For a failed game console, 3 years seems to be about average. It's about how long sega had the dreamcast out, about how long Tiger's Game.com is, etc. At some point, companies have to cut their losses.
In my experience it has been that way for quite a while when you look at lower price point items in developing areas of technology, due in part to the speed at which minor changes are iterated and implemented in new models of devices.
But I acknowledge it may not of been this way except recently, and my memory could be painting over the 'good ol days' so I am not any more bitter and cynical about things changing than I already am.

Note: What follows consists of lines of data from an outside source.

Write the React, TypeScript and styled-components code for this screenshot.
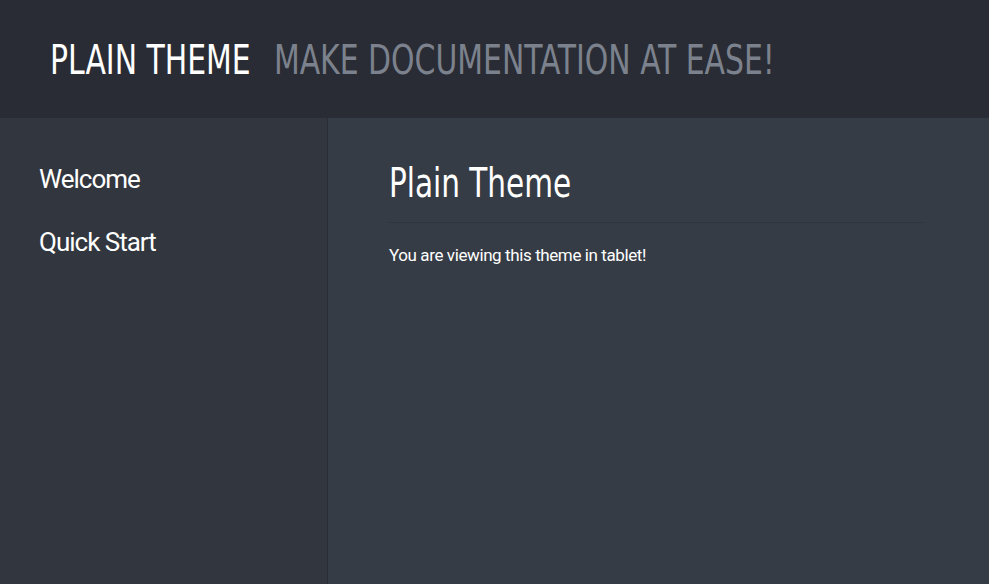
import React from "react";
import styled, { createGlobalStyle } from "styled-components";

const Global = createGlobalStyle`
  html, body { margin: 0; padding: 0; background: #363c45; }
  body { font-family: "Roboto", sans-serif; }
`;

const Page = styled.div`
  display: flex;
  flex-direction: column;
  height: 584px;
  overflow: hidden;
`;

const Header = styled.header`
  height: 118px;
  flex: none;
  background: #292c34;
  display: flex;
  align-items: center;
  padding-left: 50px;
  padding-top: 2px;
  box-sizing: border-box;
`;

const Condensed = styled.div<{ $scale: number }>`
  display: inline-flex;
  align-items: baseline;
  gap: 28px;
  white-space: nowrap;
  transform: scaleX(${(p) => p.$scale});
  transform-origin: left center;
`;

const Brand = styled.span`
  font-family: "DejaVu Sans Condensed", sans-serif;
  font-size: 40px;
  color: #ffffff;
`;

const Tagline = styled.span`
  font-family: "DejaVu Sans Condensed", sans-serif;
  font-size: 40px;
  color: #7c828d;
`;

const Body = styled.div`
  flex: 1;
  display: flex;
`;

const Sidebar = styled.nav`
  width: 328px;
  flex: none;
  background: #32363e;
  border-right: 1px solid #2b2e35;
  padding: 46px 0 0 39px;
  box-sizing: border-box;
  display: flex;
  flex-direction: column;
  gap: 32px;
`;

const NavLink = styled.a`
  font-family: "Roboto", sans-serif;
  font-size: 26px;
  letter-spacing: -1px;
  line-height: 31px;
  color: #ffffff;
  text-decoration: none;
`;

const Main = styled.main`
  flex: 1;
  padding: 42px 64px 0 61px;
`;

const Title = styled.h1`
  margin: 0;
  font-weight: 400;
  color: #ffffff;
  box-sizing: border-box;
  border-bottom: 1px solid #30353d;
  height: 63px;
`;

const TitleText = styled.span`
  display: inline-block;
  font-family: "DejaVu Sans Condensed", sans-serif;
  font-size: 40px;
  line-height: 46px;
  transform: scaleX(0.82);
  transform-origin: left center;
`;

const Text = styled.p`
  margin: 22px 0 0;
  font-family: "Roboto", sans-serif;
  font-size: 17px;
  letter-spacing: -0.4px;
  line-height: 20px;
  color: #ffffff;
`;

export default function App() {
  return (
    <>
      <Global />
      <Page>
        <Header>
          <Condensed $scale={0.83}>
            <Brand>PLAIN THEME</Brand>
            <Tagline>MAKE DOCUMENTATION AT EASE!</Tagline>
          </Condensed>
        </Header>
        <Body>
          <Sidebar>
            <NavLink href="#">Welcome</NavLink>
            <NavLink href="#">Quick Start</NavLink>
          </Sidebar>
          <Main>
            <Title>
              <TitleText>Plain Theme</TitleText>
            </Title>
            <Text>You are viewing this theme in tablet!</Text>
          </Main>
        </Body>
      </Page>
    </>
  );
}
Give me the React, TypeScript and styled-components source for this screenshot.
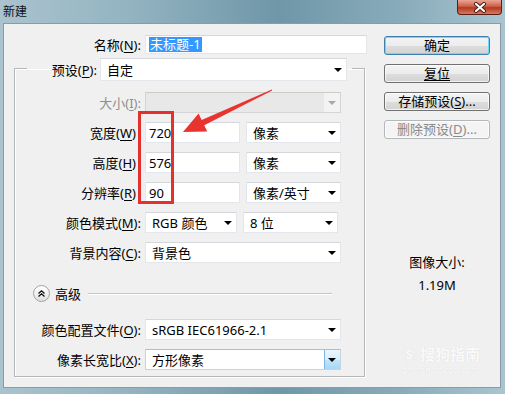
import React from 'react'
import styled, { createGlobalStyle } from 'styled-components'

const GlobalStyle = createGlobalStyle`
  html, body { margin: 0; padding: 0; }
  body { font-family: "Noto Sans", "Noto Sans CJK SC", sans-serif; color: #000; }
`

const Window = styled.div`
  position: relative;
  width: 505px;
  height: 394px;
  display: flex;
  flex-direction: column;
  overflow: hidden;
  background: linear-gradient(90deg, #aac3ce 0%, #94b4c2 25%, #6f97a8 55%, #89acbb 80%, #a8c5d0 100%);
`

const TitleBar = styled.div`
  height: 23px;
  flex-shrink: 0;
  display: flex;
  align-items: flex-start;
`

const Title = styled.div`
  font-family: "Noto Sans CJK SC", sans-serif;
  font-size: 12px;
  line-height: 22px;
  padding-left: 3px;
  color: #111;
`

const CloseButton = styled.div`
  margin-left: auto;
  margin-right: 3px;
  width: 45px;
  height: 15px;
  box-sizing: border-box;
  border: 1px solid #5c1d15;
  border-top: none;
  border-radius: 0 0 4px 4px;
  background: linear-gradient(#e8a696, #cd6049 45%, #b4381f 55%, #d47d5f);
  display: flex;
  align-items: center;
  justify-content: center;
`

const Body = styled.div`
  position: relative;
  flex: 1;
  margin: 0 4px 6px 3px;
  border: 1px solid #8b9aa3;
  background: #f0f0f0;
  display: flex;
`

const Main = styled.div`
  width: 366px;
  padding-top: 11px;
  display: flex;
  flex-direction: column;
`

const NameRow = styled.div`
  display: flex;
  align-items: center;
  gap: 4px;
`

const Label = styled.span<{ $w?: number; $bare?: boolean; $disabled?: boolean }>`
  width: ${p => p.$w ?? 126}px;
  box-sizing: border-box;
  padding-right: ${p => (p.$bare ? 5 : 0)}px;
  text-align: right;
  font-size: 13px;
  line-height: 18px;
  white-space: nowrap;
  color: ${p => (p.$disabled ? '#8e8e8e' : '#000')};
`

const Key = styled.span`
  text-decoration: underline;
  text-underline-offset: 2px;
`

const TextField = styled.div<{ $w: number; $h?: number }>`
  box-sizing: border-box;
  width: ${p => p.$w}px;
  height: ${p => p.$h ?? 21}px;
  padding-left: 3px;
  display: flex;
  align-items: center;
  background: #fff;
  border: 1px solid #e3e7eb;
  border-top-color: #d4d8dc;
  font-size: 13px;
`

const Selected = styled.span`
  background: #3399ff;
  color: #fff;
  line-height: 15px;
  padding: 0 1px;
`

const Combo = styled.div<{ $w: number; $h?: number; $disabled?: boolean; $hot?: boolean }>`
  box-sizing: border-box;
  width: ${p => p.$w}px;
  height: ${p => p.$h ?? 21}px;
  padding-left: 6px;
  display: flex;
  align-items: center;
  background: ${p => (p.$disabled ? '#e8e8e8' : '#fff')};
  border: 1px solid ${p => (p.$disabled ? '#d4d4d4' : p.$hot ? '#c4d4e2' : '#e3e7eb')};
  border-top-color: ${p => (p.$disabled ? '#cccccc' : p.$hot ? '#a9bfd3' : '#d4d8dc')};
  font-size: 13px;
  white-space: nowrap;
`

const Arrow = styled.span<{ $disabled?: boolean; $hot?: boolean }>`
  margin-left: auto;
  width: 16px;
  align-self: stretch;
  box-sizing: border-box;
  display: flex;
  align-items: center;
  justify-content: center;
  background: ${p =>
    p.$hot ? 'linear-gradient(#eaf6fd, #d7effc 50%, #bde6fd 51%, #a6d9f4)' : p.$disabled ? '#f3f3f3' : 'transparent'};
  border-left: 1px solid ${p => (p.$hot ? '#7eb4ea' : 'transparent')};
  &::after {
    content: '';
    border-left: 4px solid transparent;
    border-right: 4px solid transparent;
    border-top: 4px solid ${p => (p.$disabled ? '#a8a8a8' : '#000')};
    margin-right: 2px;
  }
`

const Group = styled.fieldset`
  margin: 1px 0 0 10px;
  width: 351px;
  box-sizing: border-box;
  min-inline-size: 0;
  padding: 11px 0 6px 0;
  border: 1px solid #b4b8bb;
  box-shadow: 1px 1px 0 #fff, inset 1px 1px 0 #fff;
  display: flex;
  flex-direction: column;
  gap: 9px;
`

const Legend = styled.legend`
  margin-left: 12px;
  padding: 3px 5px 0 0;
  display: flex;
  align-items: center;
  gap: 3px;
`

const Row = styled.div<{ $mt?: number }>`
  display: flex;
  align-items: center;
  gap: 4px;
  margin-top: ${p => p.$mt ?? 0}px;
`

const Pair = styled.div`
  display: flex;
  gap: 6px;
`

const Advanced = styled.div`
  height: 18px;
  margin: 12px 32px 0 0;
  padding-left: 18px;
  display: flex;
  align-items: center;
  gap: 5px;
  font-size: 13px;
`

const Toggle = styled.span`
  width: 17px;
  height: 17px;
  box-sizing: border-box;
  border-radius: 50%;
  border: 1px solid #a3a3a3;
  background: linear-gradient(#ffffff, #f1f1f1 50%, #dedede);
  display: flex;
  align-items: center;
  justify-content: center;
`

const Rule = styled.span`
  flex: 1;
  height: 1px;
  margin-left: 2px;
  background: #c3c5c7;
  box-shadow: 0 1px 0 #fff;
`

const Side = styled.div`
  flex: 1;
  padding: 12px 0 0 14px;
  display: flex;
  flex-direction: column;
`

const ButtonStack = styled.div`
  display: flex;
  flex-direction: column;
  gap: 9px;
`

const Button = styled.div<{ $primary?: boolean; $disabled?: boolean }>`
  width: 106px;
  height: 19px;
  box-sizing: border-box;
  border-radius: 3px;
  border: 1px solid ${p => (p.$primary ? '#3c7fb1' : p.$disabled ? '#b3b7ba' : '#707070')};
  background: ${p =>
    p.$disabled ? '#f4f4f4' : 'linear-gradient(#f4f4f4 0%, #ececec 50%, #dedede 51%, #d2d2d2 100%)'};
  box-shadow: ${p => (p.$primary ? 'inset 0 0 0 1px #74d6f6' : 'inset 0 0 0 1px rgba(255,255,255,0.7)')};
  color: ${p => (p.$disabled ? '#8a8a8a' : '#000')};
  font-size: 13px;
  line-height: 17px;
  text-align: center;
  white-space: nowrap;
`

const Info = styled.div`
  width: 106px;
  margin-top: 113px;
  display: flex;
  flex-direction: column;
  gap: 3px;
  align-items: center;
  font-size: 13px;
  line-height: 20px;
`

const Watermark = styled.div`
  position: absolute;
  right: 20px;
  bottom: 12px;
  display: flex;
  flex-direction: column;
  align-items: center;
  color: rgba(255, 255, 255, 0.9);
  text-shadow: 0 0 1px rgba(0, 0, 0, 0.12);
  font-family: "Noto Sans CJK SC", sans-serif;
`

const MarkTitle = styled.div`
  font-size: 15px;
  font-weight: bold;
  line-height: 20px;
`

const MarkUrl = styled.div`
  font-size: 9px;
  line-height: 11px;
`

const Overlay = styled.svg`
  position: absolute;
  left: 0;
  top: 0;
  pointer-events: none;
`

const App = () => {
  return (
    <Window>
      <GlobalStyle />
      <TitleBar>
        <Title>新建</Title>
        <CloseButton>
          <svg width="14" height="11" viewBox="0 0 14 11">
            <path d="M3 2 L11 9 M11 2 L3 9" stroke="#4a1a12" strokeWidth="4" strokeLinecap="round" />
            <path d="M3 2 L11 9 M11 2 L3 9" stroke="#fff" strokeWidth="2.2" strokeLinecap="round" />
          </svg>
        </CloseButton>
      </TitleBar>
      <Body>
        <Main>
          <NameRow>
            <Label $w={137}>名称(<Key>N</Key>):</Label>
            <TextField $w={222} $h={19}>
              <Selected>未标题-1</Selected>
            </TextField>
          </NameRow>
          <Group>
            <Legend>
              <Label $w={70}>预设(<Key>P</Key>):</Label>
              <Combo $w={247} $h={23}>
                自定
                <Arrow />
              </Combo>
            </Legend>
            <Row>
              <Label $disabled>大小(<Key>I</Key>):</Label>
              <Combo $w={196} $disabled>
                <Arrow $disabled />
              </Combo>
            </Row>
            <Row>
              <Label $bare>宽度(<Key>W</Key>)</Label>
              <Pair>
                <TextField $w={95}>720</TextField>
                <Combo $w={95}>像素<Arrow /></Combo>
              </Pair>
            </Row>
            <Row>
              <Label $bare>高度(<Key>H</Key>)</Label>
              <Pair>
                <TextField $w={95}>576</TextField>
                <Combo $w={95}>像素<Arrow /></Combo>
              </Pair>
            </Row>
            <Row>
              <Label $bare>分辨率(<Key>R</Key>)</Label>
              <Pair>
                <TextField $w={95}>90</TextField>
                <Combo $w={95}>像素/英寸<Arrow /></Combo>
              </Pair>
            </Row>
            <Row>
              <Label>颜色模式(<Key>M</Key>):</Label>
              <Pair>
                <Combo $w={92}>RGB 颜色<Arrow /></Combo>
                <Combo $w={95}>8 位<Arrow /></Combo>
              </Pair>
            </Row>
            <Row>
              <Label>背景内容(<Key>C</Key>):</Label>
              <Combo $w={196}>背景色<Arrow /></Combo>
            </Row>
            <Advanced>
              <Toggle>
                <svg width="9" height="9" viewBox="0 0 9 9">
                  <path d="M1.5 4.5 L4.5 1.8 L7.5 4.5 M1.5 7.5 L4.5 4.8 L7.5 7.5" stroke="#111" strokeWidth="1.3" fill="none" />
                </svg>
              </Toggle>
              高级
              <Rule />
            </Advanced>
            <Row $mt={8}>
              <Label>颜色配置文件(<Key>O</Key>):</Label>
              <Combo $w={196}>sRGB IEC61966-2.1<Arrow /></Combo>
            </Row>
            <Row>
              <Label>像素长宽比(<Key>X</Key>):</Label>
              <Combo $w={196} $hot>方形像素<Arrow $hot /></Combo>
            </Row>
          </Group>
        </Main>
        <Side>
          <ButtonStack>
            <Button $primary>确定</Button>
            <Button><Key>复位</Key></Button>
            <Button>存储预设(<Key>S</Key>)...</Button>
            <Button $disabled>删除预设(<Key>D</Key>)...</Button>
          </ButtonStack>
          <Info>
            <span>图像大小:</span>
            <span>1.19M</span>
          </Info>
        </Side>
        <Watermark>
          <MarkTitle>Ⓢ 搜狗指南</MarkTitle>
          <MarkUrl>zhinan.sogou.com</MarkUrl>
        </Watermark>
      </Body>
      <Overlay width="505" height="394" viewBox="0 0 505 394">
        <rect x="139.5" y="112.5" width="33" height="90" fill="none" stroke="#e5312d" strokeWidth="3" />
        <polygon
          points="183,132 198.6,113.6 201.6,119.9 271.8,89.5 272.2,90.5 204.2,125.3 207.2,131.6"
          fill="#e8332f"
        />
      </Overlay>
    </Window>
  )
}

export default App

I actually think the Ouya was a very nice idea, and clearly so did a lot of people who backed it. The execution was awful on so many levels, but there will probably be room in the market for something like this once the console market is done shifting => non-existent. I would guess it will be part of something like the Apple TV box though.
"Nice idea" very bad implementation.
It released with an outdated Android OS running on pretty lame hardware, it had tons of compatibility issues and you couldn't play allot of the Android games on it at the time even if you managed to get the store working.
The store was also an issue they couldn't really figure out what they wanted, their own store, google play, amazon or any other 3rd party service.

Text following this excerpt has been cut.